If nobody knows why the step exists, it is time to check. Not automatically remove. Check.
This is where leadership matters, even in a very small business. Somebody has to give permission to question old work. Somebody has to say, “We are not keeping this just because it has always been here.” Somebody has to protect the team from the guilt of stopping a step that once mattered but no longer earns a place in the process.
Keep it, simplify it, automate it or sunset it
Once that permission exists, the decision becomes cleaner. Then decide. Keep it. Simplify it. Automate it. Or sunset it.
Keep it if it clearly protects customer or business value. Simplify it if the value is real but the effort is too heavy. Automate it only if the step is stable, repeatable and still worth doing. Sunset it if the value no longer justifies the time, delay or complexity.
Those four options are important because sunset does not mean chaos. It means intentional retirement. It means the business has decided that a step no longer creates enough value to justify the effort, delay or complexity it adds. Done properly, sunsetting is not neglect. It is process hygiene.

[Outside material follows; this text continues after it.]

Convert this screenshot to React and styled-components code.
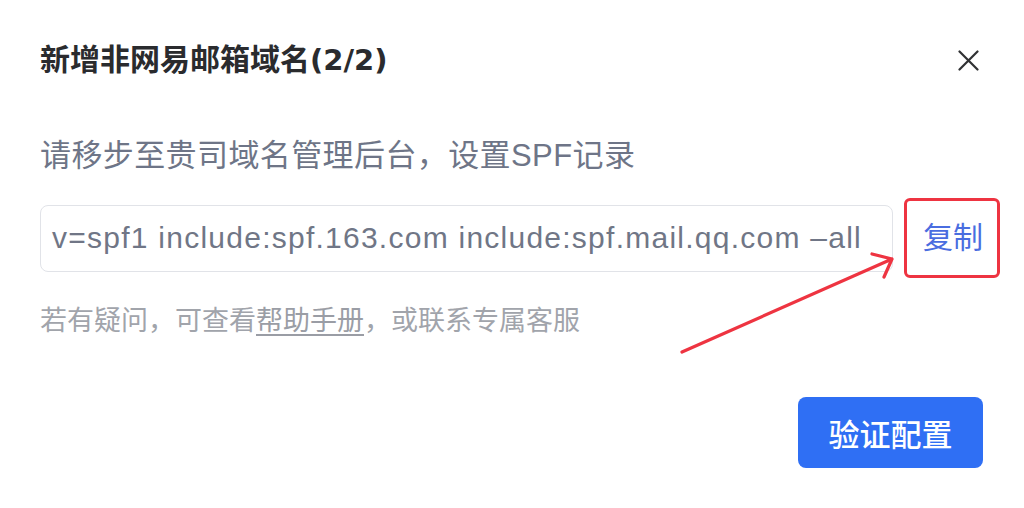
import React from 'react'
import styled, { createGlobalStyle } from 'styled-components'

const GlobalStyle = createGlobalStyle`
  html, body {
    margin: 0;
    padding: 0;
    background: #ffffff;
  }
  body {
    font-family: "Liberation Sans", "Noto Sans CJK SC", sans-serif;
  }
`

const SPF_RECORD = 'v=spf1 include:spf.163.com include:spf.mail.qq.com –all'

function App() {
  return (
    <>
      <GlobalStyle />
      <Dialog>
        <Header>
          <Title>
            新增非网易邮箱域名<Count>(2/2)</Count>
          </Title>
          <CloseButton aria-label="关闭">
            <svg width="21" height="21" viewBox="0 0 21 21">
              <path d="M1.5 1.5 19.5 19.5 M19.5 1.5 1.5 19.5" stroke="#303133" strokeWidth="2.2" strokeLinecap="round" />
            </svg>
          </CloseButton>
        </Header>

        <Hint>请移步至贵司域名管理后台，设置SPF记录</Hint>

        <RecordRow>
          <RecordBox>{SPF_RECORD}</RecordBox>
          <CopyLink>复制</CopyLink>
        </RecordRow>

        <Help>
          若有疑问，可查看<HelpLink>帮助手册</HelpLink>，或联系专属客服
        </Help>

        <Footer>
          <PrimaryButton>验证配置</PrimaryButton>
        </Footer>

        {/* annotation arrow pointing at the copy link */}
        <Arrow width="226" height="110" viewBox="0 0 226 110">
          <path
            d="M6 103 L216 10 M196 5 L216 10 L208 28"
            fill="none"
            stroke="#ee3441"
            strokeWidth="3.2"
            strokeLinecap="round"
            strokeLinejoin="round"
          />
        </Arrow>
      </Dialog>
    </>
  )
}

export default App

const Dialog = styled.div`
  position: relative;
  width: 1024px;
  height: 508px;
  box-sizing: border-box;
  padding: 40px 41px 0 40px;
  background: #ffffff;
  display: flex;
  flex-direction: column;
  overflow: hidden;
`

const Header = styled.div`
  display: flex;
  align-items: center;
  justify-content: space-between;
  height: 40px;
`

const Title = styled.h2`
  margin: 0;
  font-size: 30px;
  line-height: 40px;
  font-weight: 600;
  color: #2a2b2e;
`

const Count = styled.span`
  font-family: "DejaVu Sans", "Liberation Sans", sans-serif;
  font-size: 29px;
  font-weight: 700;
`

const CloseButton = styled.button`
  border: none;
  background: none;
  padding: 0;
  margin-right: 4px;
  width: 21px;
  height: 21px;
  display: flex;
  cursor: pointer;
`

const Hint = styled.p`
  margin: 56px 0 22px;
  font-size: 31px;
  line-height: 40px;
  letter-spacing: 0.4px;
  color: #6e7587;
`

const RecordRow = styled.div`
  display: flex;
  align-items: center;
  height: 80px;
`

const RecordBox = styled.div`
  flex: 1;
  height: 67px;
  box-sizing: border-box;
  padding-left: 11px;
  display: flex;
  align-items: center;
  border: 1.5px solid #e1e3e8;
  border-radius: 8px;
  font-size: 30px;
  letter-spacing: 1.25px;
  color: #707686;
  white-space: nowrap;
  overflow: hidden;
`

const CopyLink = styled.span`
  position: relative;
  margin-left: 30px;
  font-size: 30px;
  line-height: 40px;
  color: #4a6de0;
  cursor: pointer;

  &::after {
    content: '';
    position: absolute;
    top: -20px;
    bottom: -20px;
    left: -19px;
    right: -17px;
    border: 3px solid #ee3441;
    border-radius: 6px;
  }
`

const Help = styled.p`
  margin: 25px 0 0;
  font-size: 27px;
  line-height: 36px;
  color: #a1a4ab;
`

const HelpLink = styled.a`
  color: #9a9da5;
  text-decoration: underline;
  text-underline-offset: 4px;
  cursor: pointer;
`

const Footer = styled.div`
  display: flex;
  justify-content: flex-end;
  margin-top: 58px;
`

const PrimaryButton = styled.button`
  width: 185px;
  height: 71px;
  border: none;
  border-radius: 8px;
  background: #2f6ff4;
  color: #ffffff;
  font-family: inherit;
  font-size: 31px;
  font-weight: 500;
  cursor: pointer;
`

const Arrow = styled.svg`
  position: absolute;
  left: 676px;
  top: 249px;
  pointer-events: none;
`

And let us be honest, some processes need hygiene. Invent and Simplify gives sellers permission to stop feeding the zombies. The next level is knowing which plans still deserve to stay. That is how local grit becomes operating discipline. Not by keeping every survival tactic forever, but by turning the useful ones into standards and retiring the ones that have done their time.
So before you automate the report, question the report. Before you train the team on the extra check, question the check. Before you build a dashboard for the workaround, question the workaround.
Ask whether the work creates customer value. Ask whether it creates business value. Ask whether it should exist in this form at all.
Because if the answer is no, the brave move may not be to improve it. The brave move may be to stop.
A zombie process does not need a dashboard. It needs a sunset.
This is a personal thought piece, written from my own customer experience and process improvement perspective. It draws on publicly available information and reflects my own views.